In the United States, Robert Mondavi rescued the varietal in the 1970s by labeling it Fumé Blanc, and he and others have enjoyed success with it. The key to success seems to be in taming its overt varietal intensity, which at its extreme leads to pungent grassy, vegetal and herbaceous flavors. Many winemakers treat it like in a sort of poor man's Chardonnay, employing barrel fermentation, sur lie aging and malolactic fermentation. But its popularity comes as well from the fact that it is a prodigious producer and a highly profitable wine to make. It can be crisp and refreshing, matches well with foods, costs less to produce and grow than Chardonnay and sells for less. It also gets less respect from vintners than perhaps it should. Its popularity ebbs and flows, at times appearing to challenge Chardonnay and at other times appearing to be a cash-flow afterthought. But even at its best, it does not achieve the kind of richness, depth or complexity Chardonnay does and in the end that alone may be the defining difference.

Sauvignon Blanc grows well in a variety of appellations. It marries well with oak and Sémillon, and many vintners are adding a touch of Chardonnay for extra body. The wine drinks best in its youth, but sometimes will benefit from short-term cellaring. As a late-harvest wine, it's often fantastic, capable of yielding amazingly complex and richly flavored wines.

SÉMILLON (White) [SEM-ih-yon] - On its own or in a blend, this white can age. With Sauvignon Blanc, its traditional partner, this is the foundation of Sauternes and most of the great dry whites found in Graves and Pessac-Léognan; these are rich, honeyed wines. Sémillon is one of the grapes susceptible to Botrytis cinerea. Australia's Hunter Valley uses it solo to make a full-bodied white that used to be known as Hunger Riesling, Chablis or White Burgundy. In South Africa it used to be so prevalent that it was just called "wine grape," but it has declined drastically in importance there.

In the United States, Sémillon enjoys modest success as a varietal wine in California and Washington, but it continues to lose ground in acreage in California. It can make a wonderful late-harvest wine, and those wineries that focus on it can make well balanced wines with complex fig, pear, tobacco and honey notes. When blended into Sauvignon Blanc, it adds body, flavor and texture. When Sauvignon Blanc is added to Sémillon, the latter gains grassy herbal notes.

It can also be found blended with Chardonnay, more to fill out the volume of wine than to add anything to the package.

SYRAH or SHIRAZ (Red) [sih-RAH or shih-RAHZ] - Hermitage and Côte-Rôtie in France, Penfolds Grange in Australia—the epitome of Syrah is a majestic red that can age for half a century.

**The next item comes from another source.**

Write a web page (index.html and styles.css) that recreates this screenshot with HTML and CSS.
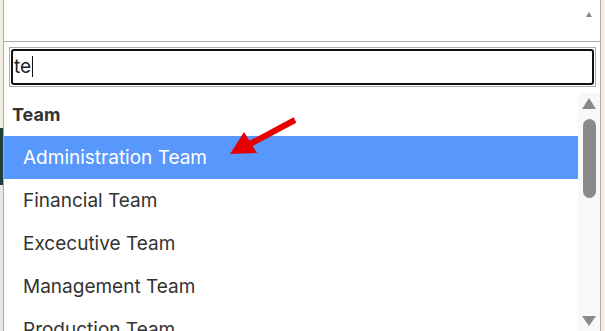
FILE: index.html
```html
<!DOCTYPE html>
<html lang="en">
<head>
    <meta charset="UTF-8">
    <meta name="viewport" content="width=device-width, initial-scale=1.0">
    <title>Team select</title>
    <link rel="stylesheet" href="styles.css">
</head>
<body>
    <div class="page">
        <div class="side-strip">
            <div class="strip-top"></div>
            <div class="strip-dark"></div>
            <div class="strip-light"></div>
        </div>

        <div class="select-panel">
            <div class="select-box">
                <span class="select-caret"></span>
            </div>

            <div class="dropdown">
                <div class="search-wrap">
                    <div class="search-field">te<span class="cursor"></span></div>
                </div>

                <div class="results">
                    <ul class="results-list">
                        <li class="group-label">Team</li>
                        <li class="option highlighted">Administration Team</li>
                        <li class="option">Financial Team</li>
                        <li class="option">Excecutive Team</li>
                        <li class="option">Management Team</li>
                        <li class="option">Production Team</li>
                    </ul>
                    <div class="scrollbar">
                        <span class="scroll-up"></span>
                        <span class="scroll-thumb"></span>
                        <span class="scroll-down"></span>
                    </div>
                </div>
            </div>

            <!-- annotation arrow -->
            <svg class="pointer-arrow" width="140" height="80" viewBox="0 0 140 80">
                <path d="M115 20 L68 45" stroke="#e60000" stroke-width="6" fill="none"/>
                <polygon points="50,54 64,32 77,53" fill="#e60000"/>
            </svg>
        </div>

        <div class="side-strip right"></div>
    </div>
</body>
</html>
```

FILE: styles.css
```css
body {
    font-family: Inter, 'Noto Sans', sans-serif;
    margin: 0;
    padding: 0;
    background-color: #f3ede3;
    color: #333;
    overflow: hidden;
}
.page {
    display: flex;
    width: 605px;
    height: 331px;
}
.side-strip {
    width: 3px;
    display: flex;
    flex-direction: column;
}
.side-strip.right {
    width: 4px;
}
.strip-top {
    height: 128px;
    background-color: #f3ede3;
}
.strip-dark {
    height: 57px;
    background-color: #1f3f3c;
}
.strip-light {
    flex: 1;
    background-color: #e6e6e6;
}
.select-panel {
    position: relative;
    flex: 1;
    background-color: #fff;
    border-left: 1px solid #aaa;
    border-right: 1px solid #aaa;
    display: flex;
    flex-direction: column;
    min-width: 0;
}
.select-box {
    height: 42px;
    border-bottom: 1px solid #aaa;
    display: flex;
    justify-content: flex-end;
    padding: 12px 8px 0 0;
    box-sizing: border-box;
    flex-shrink: 0;
}
.select-caret {
    width: 0;
    height: 0;
    border-left: 3px solid transparent;
    border-right: 3px solid transparent;
    border-bottom: 5px solid #888;
}
.dropdown {
    flex: 1;
    display: flex;
    flex-direction: column;
    min-height: 0;
}
.search-wrap {
    padding: 5px 4px 0 5px;
}
.search-field {
    border: 1px solid #aaa;
    height: 40px;
    box-sizing: border-box;
    position: relative;
    font-size: 19px;
    line-height: 38px;
    padding-left: 4px;
    color: #1c1c28;
}
.search-field::before {
    content: "";
    position: absolute;
    top: 1px;
    left: 1px;
    right: 1px;
    bottom: 1px;
    border: 2px solid #111;
    border-radius: 3px;
}
.cursor {
    display: inline-block;
    width: 1px;
    height: 21px;
    margin-left: 1px;
    background-color: #111;
    vertical-align: -4px;
}
.results {
    flex: 1;
    display: flex;
    min-height: 0;
    margin-top: 6px;
}
.results-list {
    list-style: none;
    margin: 0;
    padding: 0;
    flex: 1;
    overflow: hidden;
}
.group-label {
    font-weight: 700;
    font-size: 18px;
    height: 43px;
    line-height: 43px;
    padding-left: 8px;
    color: #333;
}
.option {
    font-size: 19px;
    height: 43px;
    line-height: 43px;
    padding-left: 19px;
    color: #333;
    white-space: nowrap;
}
.option.highlighted {
    background-color: #5897fb;
    color: #fff;
}
.scrollbar {
    width: 22px;
    background-color: #f8f8f8;
    display: flex;
    flex-direction: column;
    align-items: center;
    padding: 5px 0 5px;
    box-sizing: border-box;
}
.scroll-up {
    width: 0;
    height: 0;
    border-left: 7px solid transparent;
    border-right: 7px solid transparent;
    border-bottom: 11px solid #8a8a8a;
}
.scroll-thumb {
    width: 13px;
    height: 79px;
    margin-top: 10px;
    border-radius: 7px;
    background-color: #8a8a8a;
}
.scroll-down {
    margin-top: auto;
    width: 0;
    height: 0;
    border-left: 7px solid transparent;
    border-right: 7px solid transparent;
    border-top: 10px solid #8a8a8a;
}
.pointer-arrow {
    position: absolute;
    left: 176px;
    top: 100px;
}
```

The grape seems to grow well in a number of areas and is capable of rendering rich, complex and distinctive wines, with pronounced pepper, spice, black cherry, tar, leather and roasted nut flavors, a smooth, supple texture and smooth tannins. In southern France it finds its way into various blends, as in Châteauneuf-du-Pape and Languedoc-Roussillon. Known as Shiraz in Australia, it was long used for bread-and-butter blends, but an increasing number of high-quality bottlings are being made, especially from old vines in the Barossa Valley.

In the United States, Syrah's rise in quality is most impressive. It appears to have the early-drinking appeal of Pinot Noir and Zinfandel and few of the eccentricities of Merlot, and may well prove far easier to grow and vinify than any other red wines aside from Cabernet."